• THE PROBLEM
Begin at the top of the records below and return each line exactly through the line with "71, 70, 71];". Skip pictures.

• INPUT MATERIAL
--------------------------------------------------

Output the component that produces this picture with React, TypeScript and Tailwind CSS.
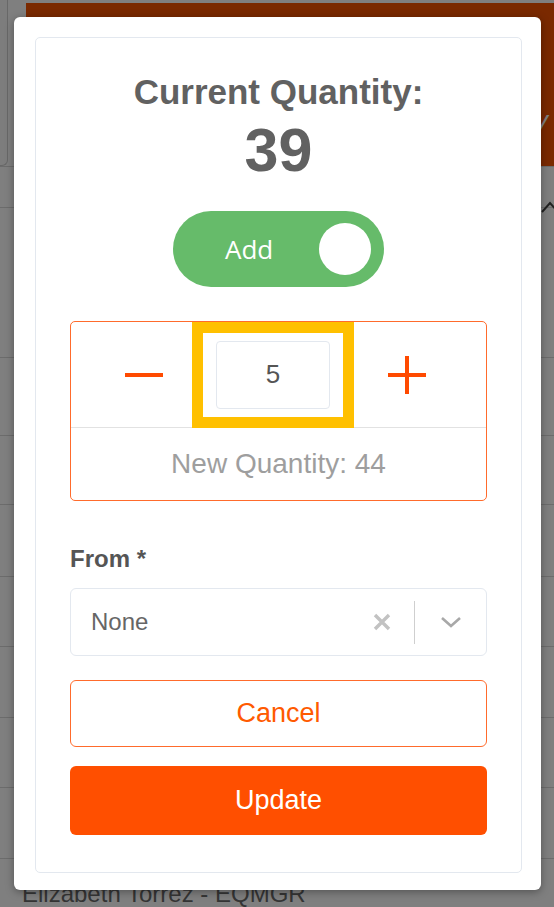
import React from "react";

const rowHeights = [41, 150, 78, 69, 72, 70, 71, 70, 71];

function Background() {
  return (
    <div className="absolute inset-0 bg-white">
      <div className="flex h-[167px] border-b border-[#d8d8d8]">
        <div className="w-[8px] h-[166px] rounded-br-[6px] border-r border-b border-[#d0d0d0] bg-[#fafafa]" />
        <div className="ml-[18px] mt-[3px] flex-1 bg-[#f45200] flex items-center justify-end">
          <span className="text-[26px] leading-[30px] italic text-white mr-[6px] mt-[70px] font-['Liberation_Sans',sans-serif]">
            Qty
          </span>
        </div>
      </div>
      {rowHeights.map((h, i) => (
        <div
          key={i}
          style={{ height: h }}
          className="border-b border-[#d8d8d8] relative"
        >
          {i === 0 && (
            <svg
              className="absolute right-[-6px] top-[30px]"
              width="20"
              height="16"
              viewBox="0 0 20 16"
            >
              <path d="M2 15 L10 6 L18 15" stroke="#444" strokeWidth="2" fill="none" />
            </svg>
          )}
        </div>
      ))}
      <div className="pl-[22px] pt-[21px] text-[24px] leading-[28px] text-[#6a6a6a] font-['Liberation_Sans',sans-serif]">
        Elizabeth Torrez - EQMGR
      </div>
    </div>
  );
}

export default function App() {
  return (
    <div className="relative w-[554px] h-[907px] overflow-hidden font-['Liberation_Sans',sans-serif]">
      <Background />
      <div className="absolute inset-0 bg-black/50" />
      <div className="absolute left-[14px] top-[17px] w-[527px] h-[873px] bg-white rounded-[6px] shadow-[0_2px_8px_rgba(0,0,0,0.35)] pt-[20px] pl-[21px] pr-[19px] pb-[17px] flex">
        <div className="flex-1 border border-[#e3e8ef] rounded-[5px] px-[34px] pt-[34px] flex flex-col">
          <div className="text-center text-[35px] leading-[40px] font-bold text-[#616161]">
            Current Quantity:
          </div>
          <div className="text-center text-[61px] leading-[64px] font-bold text-[#616161] mt-[6px]">
            39
          </div>
          <div className="self-center mt-[29px] w-[211px] h-[76px] rounded-full bg-[#66bb6a] flex items-center justify-between pl-[52px] pr-[13px]">
            <span className="text-white text-[26px] font-['Open_Sans',sans-serif]">Add</span>
            <span className="w-[52px] h-[52px] rounded-full bg-white" />
          </div>

          <div className="mt-[34px] border-[1.5px] border-[#ff6b2c] rounded-[5px] flex flex-col">
            <div className="h-[106px] flex items-center border-b border-[#e2e2e2]">
              <div className="ml-[54px] w-[38px] h-[4px] bg-[#ff4a00]" />
              <div className="ml-[29px] w-[162px] h-[106px] border-[11px] border-[#ffc000] flex items-center justify-center">
                <div className="w-[114px] h-[68px] border border-[#e3e8ef] rounded-[4px] flex items-center justify-center text-[26px] text-[#555]">
                  5
                </div>
              </div>
              <div className="ml-[34px] relative w-[38px] h-[38px]">
                <div className="absolute left-0 top-[17px] w-[38px] h-[4px] bg-[#ff4a00]" />
                <div className="absolute top-0 left-[17px] w-[4px] h-[38px] bg-[#ff4a00]" />
              </div>
            </div>
            <div className="h-[72px] flex items-center justify-center text-[28px] text-[#9e9e9e]">
              New Quantity: 44
            </div>
          </div>

          <div className="mt-[44px] text-[24px] leading-[28px] font-bold text-[#555]">
            From *
          </div>
          <div className="mt-[15px] h-[68px] border border-[#e3e8ef] rounded-[6px] flex items-center pl-[20px]">
            <span className="flex-1 text-[24px] text-[#666]">None</span>
            <svg width="20" height="20" viewBox="0 0 20 20" className="mr-[22px]">
              <path d="M3 3 L17 17 M17 3 L3 17" stroke="#c2c2c2" strokeWidth="3.4" strokeLinecap="butt" />
            </svg>
            <div className="w-px h-[43px] bg-[#cfcfcf]" />
            <svg width="22" height="12" viewBox="0 0 22 12" className="ml-[25px] mr-[24px]">
              <path d="M2 2 L11 10 L20 2" stroke="#a8a8a8" strokeWidth="2.6" fill="none" />
            </svg>
          </div>

          <button className="mt-[24px] h-[67px] border-[1.5px] border-[#ff6b2c] rounded-[6px] text-[27px] text-[#ff5a00] bg-white">
            Cancel
          </button>
          <button className="mt-[19px] h-[69px] rounded-[6px] bg-[#ff4f00] text-[27px] text-white">
            Update
          </button>
        </div>
      </div>
    </div>
  );
}
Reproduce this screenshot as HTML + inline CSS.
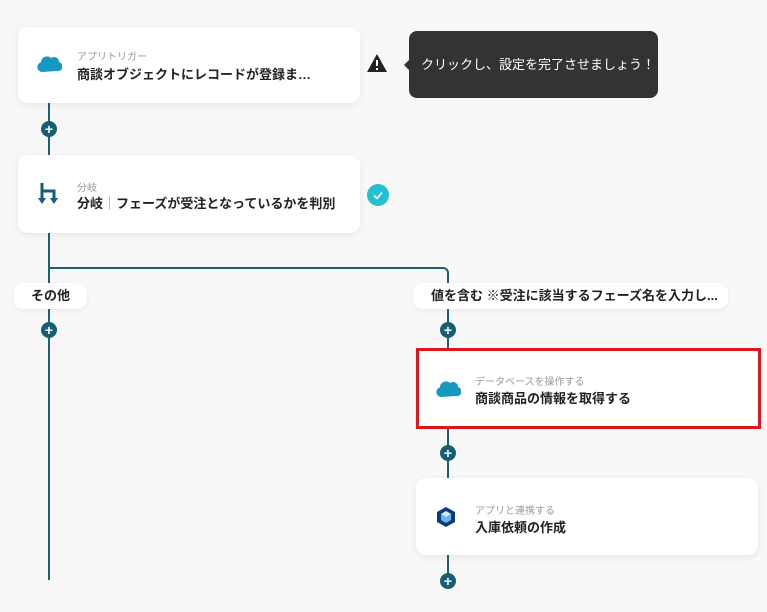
<!DOCTYPE html>
<html><head><meta charset="utf-8"><style>
body{margin:0;width:767px;height:612px;background:#f8f8f8;position:relative;overflow:hidden;font-family:"Liberation Sans","Noto Sans CJK JP",sans-serif}
.card{position:absolute;background:#fff;border-radius:10px;box-shadow:0 2px 8px rgba(0,0,0,.08)}
.sub{position:absolute;font-size:10px;color:#999}
.ttl{position:absolute;font-size:13px;font-weight:bold;color:#222;white-space:nowrap}
.v{position:absolute;width:2px;background:#1f5f74}
.plus{position:absolute;width:16px;height:16px;border-radius:50%;background:#155e75;color:#fff;font-size:14px;font-weight:bold;line-height:16px;text-align:center}
.pill{position:absolute;background:#fff;border-radius:10px;font-size:13px;font-weight:bold;color:#222;line-height:26px;box-shadow:0 2px 6px rgba(0,0,0,.06)}
</style></head><body>
<div class="v" style="left:48px;top:103px;height:477px"></div>
<div class="v" style="left:447px;top:278px;height:305px"></div>
<div style="position:absolute;left:48px;top:267px;width:394px;height:2px;background:#1f5f74"></div>
<div style="position:absolute;left:439px;top:267px;width:10px;height:12px;border-top:2px solid #1f5f74;border-right:2px solid #1f5f74;border-top-right-radius:6px;box-sizing:border-box"></div>

<div class="card" style="left:18px;top:27px;width:342px;height:76px">
<svg style="position:absolute;left:18px;top:27px" width="26" height="20" viewBox="0 0 26 20"><path d="M6 18a5 5 0 0 1-1-9.8A6 6 0 0 1 15 4a5 5 0 0 1 8 4a4.5 4.5 0 0 1-2 9z" fill="#1798c1"/></svg>
<div class="sub" style="left:59px;top:21px">アプリトリガー</div>
<div class="ttl" style="left:59px;top:37px">商談オブジェクトにレコードが登録ま…</div>
</div>
<svg style="position:absolute;left:366px;top:53px" width="22" height="20" viewBox="0 0 22 20"><path d="M11 1L21 19H1z" fill="#222"/><rect x="10" y="7" width="2" height="6" fill="#fff"/><rect x="10" y="15" width="2" height="2" fill="#fff"/></svg>
<div style="position:absolute;left:409px;top:31px;width:249px;height:67px;background:#333;border-radius:8px;color:#fff;font-size:13px;line-height:67px;text-indent:12px">クリックし、設定を完了させましょう！</div>
<div style="position:absolute;left:404px;top:60px;width:0;height:0;border:5px solid transparent;border-right-color:#333;border-left:0"></div>

<div class="plus" style="left:41px;top:121px">+</div>

<div class="card" style="left:18px;top:155px;width:342px;height:78px">
<svg style="position:absolute;left:20px;top:28px" width="22" height="24" viewBox="0 0 22 24"><path d="M4 0v16M4 8h12v8" stroke="#155e75" stroke-width="3" fill="none"/><path d="M0 15h8l-4 6zM12 15h8l-4 6z" fill="#155e75"/></svg>
<div class="sub" style="left:59px;top:24px">分岐</div>
<div class="ttl" style="left:59px;top:38px">分岐<span style="color:#88a;font-weight:normal">｜</span>フェーズが受注となっているかを判別</div>
</div>
<svg style="position:absolute;left:367px;top:184px" width="22" height="22" viewBox="0 0 22 22"><circle cx="11" cy="11" r="11" fill="#22c0d0"/><path d="M7 11.5l3 3 5-6" stroke="#fff" stroke-width="1.6" fill="none"/></svg>

<div class="pill" style="left:14px;top:283px;width:73px;text-align:center">その他</div>
<div class="pill" style="left:413px;top:283px;width:315px;text-indent:18px">値を含む ※受注に該当するフェーズ名を入力し...</div>

<div class="plus" style="left:41px;top:322px">+</div>
<div class="plus" style="left:440px;top:322px">+</div>

<div style="position:absolute;left:416px;top:348px;width:345px;height:81px;background:#fff;border:3px solid #e0161b;box-sizing:border-box">
<svg style="position:absolute;left:16px;top:28px" width="26" height="20" viewBox="0 0 26 20"><path d="M6 18a5 5 0 0 1-1-9.8A6 6 0 0 1 15 4a5 5 0 0 1 8 4a4.5 4.5 0 0 1-2 9z" fill="#1798c1"/></svg>
<div class="sub" style="left:56px;top:22px">データベースを操作する</div>
<div class="ttl" style="left:56px;top:37px">商談商品の情報を取得する</div>
</div>

<div class="plus" style="left:440px;top:445px">+</div>

<div class="card" style="left:416px;top:478px;width:342px;height:77px">
<svg style="position:absolute;left:20px;top:28px" width="20" height="22" viewBox="0 0 20 22"><path d="M10 1L19 6v10l-9 5-9-5V6z" fill="#0d3b7a"/><path d="M10 5l5 3v6l-5 3-5-3V8z" fill="#6fb3e6"/><path d="M10 5l5 3-5 3-5-3z" fill="#cfe8fb"/></svg>
<div class="sub" style="left:59px;top:24px">アプリと連携する</div>
<div class="ttl" style="left:59px;top:39px">入庫依頼の作成</div>
</div>

<div class="plus" style="left:440px;top:573px">+</div>
</body></html>
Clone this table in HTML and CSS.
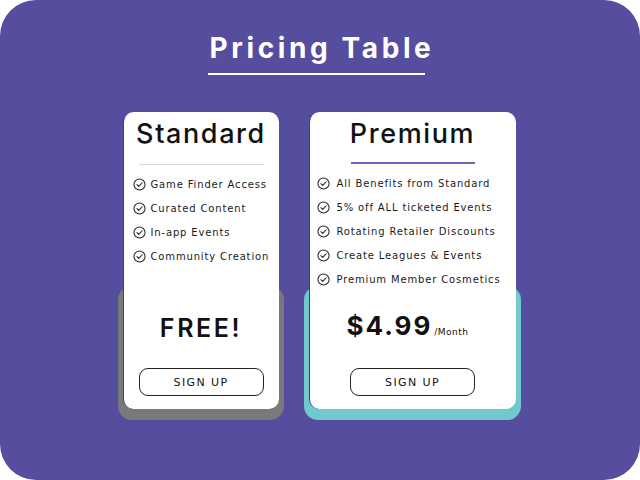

--------------------------------------------------

• EXPECTED OUTPUT
Output the component that produces this picture with React, TypeScript and Tailwind CSS.
import React from "react";

const rowHeights = [41, 150, 78, 69, 72, 70, 71, 70, 71];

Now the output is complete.